Port of Nansha's Europe CEO, Johannes Nanninga, said: "There's a transformation taking place in South China, and Nansha is still gaining market share. There's almost no trade which isn't growing."
Part of Guangzhou Port Group, Nansha lies on the west bank of the Pearl River Delta (PRD), its three terminals handling 75 per cent of Guangzhou's 21.9 million TEU, when it surpassed Hong Kong to become the world's fifth-busiest box port, reports The Loadstar, UK.

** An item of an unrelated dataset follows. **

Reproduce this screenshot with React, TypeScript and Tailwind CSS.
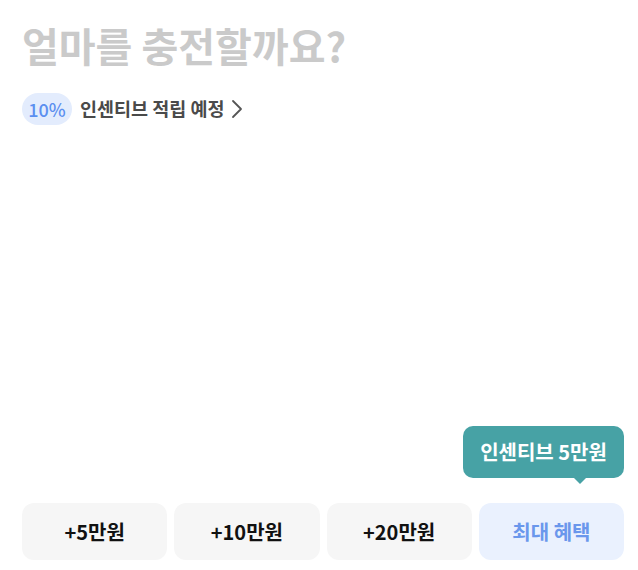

The big increase in Q1 European volumes was due to an additional 2M sailing, and new calls have been won on other major tradelanes, too. For example, Nansha attracted its first direct US east coast service, also from 2M, last September.
Mr Nanninga said the port's intra-Asia volumes had also grown, "tremendously", with 20 new services in 2018 and another 10 last year. Calls connecting South-east Asia, Taiwan and Korea have been particularly prominent.
However, international volumes have surged from a relatively low base by Chinese standards, with Nansha having only switched focus from purely domestic traffic in 2009. In fact, even by 2018, around 60 per cent of the port's volumes were via Chinese domestic traffic.
The transition to international cargo coincided with the transformation of the PRD into a hi-tech manufacturing hub and the economic integration of Guangdong, Hong Kong and Macau into the Greater Bay Area.
The completion of Nansha's on-dock rail connection in the second quarter of 2021 could also be a "game changer", believes Mr Nanninga. "It really opens up the the western economic hubs, especially Sichuan, Chengdu and Chongqing."
Meanwhile, with Guangzhou having been historically dubbed China's "window to the world", even now it's providing a snapshot into Beijing's plans to transform the country's economy to greater levels of domestic consumption, shift from low-cost manufacturing and improve the environment.
Nansha is also aiming to tap into refrigerated cargo flows from Europe, Africa and Latin America by building a 150,000sq metre cold storage facility, the largest in South China.
"Traditionally, temperature-controlled business was always routed via Hong Kong," added Mr Nanninga.